Netzhaut-Untersuchung zeigt Schlaganfallrisiko |
Christina Hohmann-Jeddi |
23.01.2025 08:00 Uhr |
Mithilfe der Fundusfotografie lassen sich die Blutgefäße in der Netzhaut erkennen. / © Getty Images/Edward Shaw
Schlaganfälle betreffen jedes Jahr weltweit etwa 100 Millionen Menschen, von denen 6,7 Millionen daran sterben. Die meisten Fälle sind auf vermeidbare Risikofaktoren wie Bluthochdruck, erhöhte Cholesterolwerte, Rauchen oder ungesunde Ernährung zurückzuführen. Doch um diese Risiken zu bewerten, sind oft mehrere Tests nötig.
Einen neuen Weg wollen Forschende um Mayinuer Yusufu von der Universität Melbourne beschreiten: Das Schlaganfallrisiko mithilfe der Augenhintergrund-Bildgebung bestimmen. Die Gefäßstruktur im Auge ähnelt der des Gehirns in Aufbau und Funktion, weshalb sie Schäden durch Krankheiten wie Diabetes erkennbar machen kann. Für die Schlaganfallvorhersage wurde dieses Potenzial bisher kaum genutzt. Mithilfe künstlicher Intelligenz (KI) soll sich das nun ändern.
Für die Studie nutzte das internationale Team das Retina-based Microvascular Health Assessment System (RMHAS), um Netzhautbilder von 68.753 Personen aus der UK-Biobank zu analysieren. Dabei erfassten die Forschenden Parameter der Gefäßarchitektur aus fünf Kategorien: Durchmesser, Dichte, Verdrehung, Verzweigungswinkel und Komplexität der Blutgefäße.
In der finalen Analyse wurden die Daten von 45.161 Personen (Durchschnittsalter 55 Jahre) ausgewertet. Während einer Beobachtungszeit von 12,5 Jahren erlitten 749 von ihnen einen Schlaganfall. Diese Personen waren tendenziell älter, männlich, rauchten häufiger, litten häufiger an Diabetes und hatten höhere Blutdruck- sowie Cholesterolwerte – wiesen also die bekannten Risikofaktoren für Schlaganfall auf.
Von den 118 untersuchten Gefäßparametern zeigten sich 29 als besonders aussagekräftig, berichtet das Team im Fachjournal »Heart«. Veränderungen in der Gefäßdichte erhöhten das Schlaganfallrisiko um bis zu 19 Prozent, ein Rückgang in der Komplexität oder Verdrehung der Gefäße um bis zu 19,5 Prozent. »Dieser Netzhaut-Fingerabdruck, kombiniert mit den leicht verfügbaren Daten zu Alter und Geschlecht, ist genauso zuverlässig wie traditionelle Risikofaktoren allein«, schreiben die Forschenden.
Die Methode ist den Autoren zufolge gut geeignet, in der Primärversorgung oder in Regionen mit geringer medizinischer Infrastruktur eingesetzt zu werden. »Da Alter und Geschlecht leicht zugänglich sind und Netzhautparameter durch routinemäßige Fundusfotografie erhoben werden können, ist dies ein praktischer und einfach umsetzbarer Ansatz«, so ihr Fazit.
Dennoch bleiben Fragen offen.
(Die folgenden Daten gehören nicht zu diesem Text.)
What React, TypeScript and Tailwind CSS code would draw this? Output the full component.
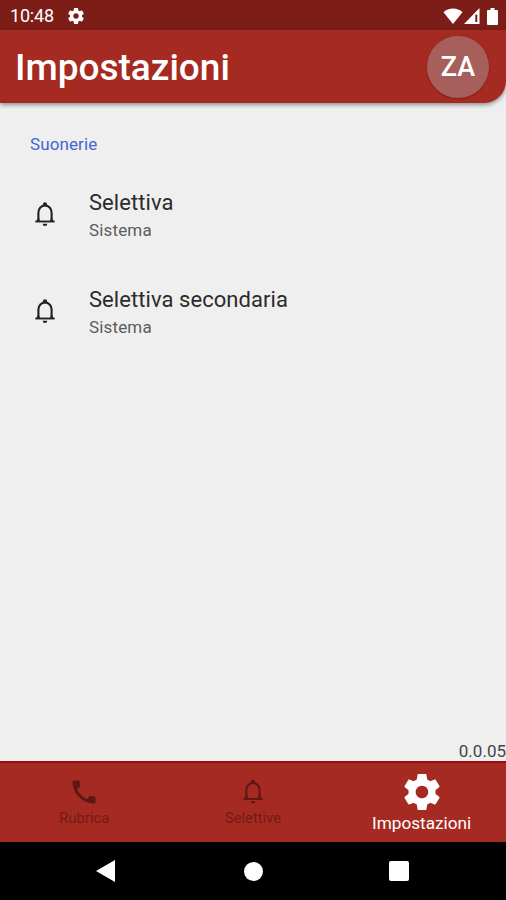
type IconProps = { className?: string };

function GearIcon({ className }: IconProps) {
  return (
    <svg viewBox="2 2 20 20" fill="currentColor" className={className}>
      <path d="M19.43 12.98c.04-.32.07-.64.07-.98s-.03-.66-.07-.98l2.11-1.65c.19-.15.24-.42.12-.64l-2-3.46c-.12-.22-.39-.3-.61-.22l-2.49 1c-.52-.4-1.08-.73-1.69-.98l-.38-2.65C14.46 2.18 14.25 2 14 2h-4c-.25 0-.46.18-.49.42l-.38 2.65c-.61.25-1.17.59-1.69.98l-2.49-1c-.23-.09-.49 0-.61.22l-2 3.46c-.13.22-.07.49.12.64l2.11 1.65c-.04.32-.07.65-.07.98s.03.66.07.98l-2.11 1.65c-.19.15-.24.42-.12.64l2 3.46c.12.22.39.3.61.22l2.49-1c.52.4 1.08.73 1.69.98l.38 2.65c.03.24.24.42.49.42h4c.25 0 .46-.18.49-.42l.38-2.65c.61-.25 1.17-.59 1.69-.98l2.49 1c.23.09.49 0 .61-.22l2-3.46c.12-.22.07-.49-.12-.64l-2.11-1.65zM12 15.5c-1.93 0-3.5-1.57-3.5-3.5s1.57-3.5 3.5-3.5 3.5 1.57 3.5 3.5-1.57 3.5-3.5 3.5z" />
    </svg>
  );
}

function BellIcon({ className }: IconProps) {
  return (
    <svg viewBox="0 0 20 24" fill="none" stroke="currentColor" className={className}>
      <path d="M3.400 19.200V10.500a6.600 7 0 0 1 13.200 0v8.700" strokeWidth="2.100" />
      <path d="M.4 19.500h19.200" strokeWidth="1.900" />
      <path d="M2.400 16.600V18L.4 19.600h4.100v-3zM17.600 16.600V18l2 1.600h-4.100v-3z" fill="currentColor" stroke="none" />
      <path d="M7.900 4.200V2.300a2.100 2 0 0 1 4.200 0v1.900zM7.700 21.700h4.600a2.300 2.200 0 0 1-4.600 0z" fill="currentColor" stroke="none" />
    </svg>
  );
}

function PhoneIcon({ className }: IconProps) {
  return (
    <svg viewBox="0 0 24 24" fill="currentColor" className={className}>
      <path d="M1.600.5h4.700q1.300 0 1.400 1.200c.1 1.500.2 2.700.5 4.200q.1.900-.6 1.400L4.900 8.900c2 4.600 5.600 8.200 10.200 10.200l1.800-2.600q.5-.7 1.400-.6c1.400.3 2.500.4 3.900.5q1.300.1 1.300 1.300v4.700q0 1.100-1 1.100C10.500 23.500.5 13.500.5 1.500q0-1 1.100-1z" />
    </svg>
  );
}

function StatusBar() {
  return (
    <div className="flex h-[30px] items-center bg-[#7c1d18] pl-[10px] pr-[8px] pt-[2px] text-white">
      <span className="w-[58px] text-[18px] leading-none tracking-[-0.2px]">10:48</span>
      <GearIcon className="size-[16px]" />
      <div className="ml-auto flex items-center">
        <svg viewBox="0 0 20 16" fill="currentColor" className="h-[16px] w-[20px]">
          <path d="M10 16 0.5 4.2C3.2 1.7 6.4.5 10 .5s6.800 1.200 9.500 3.700z" />
        </svg>
        <svg viewBox="0 0 16 16" className="ml-px h-[16px] w-[16px]">
          <path d="M15.500 0v16H0z" fill="currentColor" />
          <path d="M11.300 6.500h2v7.500h-2z" fill="#7c1d18" />
        </svg>
        <svg viewBox="0 0 11 17" fill="currentColor" className="ml-[7px] h-[17px] w-[11px]">
          <path d="M3.500 0h4v2H10q1 0 1 1v13q0 1-1 1H1q-1 0-1-1V3q0-1 1-1h2.500z" />
        </svg>
      </div>
    </div>
  );
}

function RingtoneRow({ title, value }: { title: string; value: string }) {
  return (
    <div className="flex h-[97px] items-center pl-[35px]">
      <BellIcon className="h-[24px] w-[20px] text-[#222]" />
      <div className="ml-[34px] pt-[5px]">
        <div className="text-[22px] leading-[28px] tracking-[0.06px] text-[#2b2b2b]">{title}</div>
        <div className="text-[17px] leading-[27px] tracking-[0.15px] text-[#5c5c5c]">{value}</div>
      </div>
    </div>
  );
}

export default function App() {
  return (
    <div className="flex h-[900px] w-[506px] flex-col overflow-hidden bg-[#efefef] font-[Roboto,sans-serif]">
      <StatusBar />

      <header className="z-10 flex h-[73px] shrink-0 items-center justify-between rounded-br-[22px] bg-[#a52a21] pl-[15px] pr-[17px] text-white shadow-[0_2px_4px_rgba(0,0,0,0.4)]">
        <h1 className="pt-[2px] text-[37px] font-medium leading-none">Impostazioni</h1>
        <div className="flex size-[62px] items-center justify-center rounded-full bg-[#a65f5a] pt-[2px] text-[27px] font-medium shadow-[0_1px_2px_rgba(0,0,0,0.25)]">
          ZA
        </div>
      </header>

      <main className="flex flex-1 flex-col">
        <h2 className="pl-[30px] pt-[29px] text-[17px] leading-[24px] tracking-[0.1px] text-[#4166d5]">Suonerie</h2>
        <div className="pt-[9px]">
          <RingtoneRow title="Selettiva" value="Sistema" />
          <RingtoneRow title="Selettiva secondaria" value="Sistema" />
        </div>
        <div className="mt-auto text-right text-[17px] leading-[19px] text-[#444]">0.0.05</div>
      </main>

      <nav className="grid h-[81px] grid-cols-3 border-t-2 border-[#a00a0f] bg-[#a52a21] text-[#5e1712]">
        <div className="flex flex-col items-center pt-[17px]">
          <PhoneIcon className="size-[24px]" />
          <span className="mt-[6px] text-[14.500px] leading-[18px] tracking-[0.150px] text-[#731b15]">Rubrica</span>
        </div>
        <div className="flex flex-col items-center pt-[16px]">
          <BellIcon className="h-[25px] w-[20px]" />
          <span className="mt-[6px] text-[14.500px] leading-[18px] tracking-[0.100px] text-[#731b15]">Selettive</span>
        </div>
        <div className="flex flex-col items-center pt-[11px] text-white">
          <GearIcon className="size-[36px]" />
          <span className="mt-[3px] text-[17.200px] leading-[21px]">Impostazioni</span>
        </div>
      </nav>

      <div className="flex h-[58px] items-center justify-between bg-black pl-[96px] pr-[97px] text-white">
        <svg viewBox="0 0 19 22" fill="currentColor" className="h-[22px] w-[19px]">
          <path d="M19 0v22L0 11z" />
        </svg>
        <div className="ml-[2px] size-[19px] rounded-full bg-white" />
        <div className="size-[20px] rounded-[2px] bg-white" />
      </div>
    </div>
  );
}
Die Studie ist rein beobachtend, sodass keine Rückschlüsse auf Kausalität möglich sind. Außerdem basiert sie fast ausschließlich auf Daten einer Ethnie, was die Übertragbarkeit auf andere ethnische Gruppen einschränken könnte. Weitere Evaluierungen der Methode sind also nötig.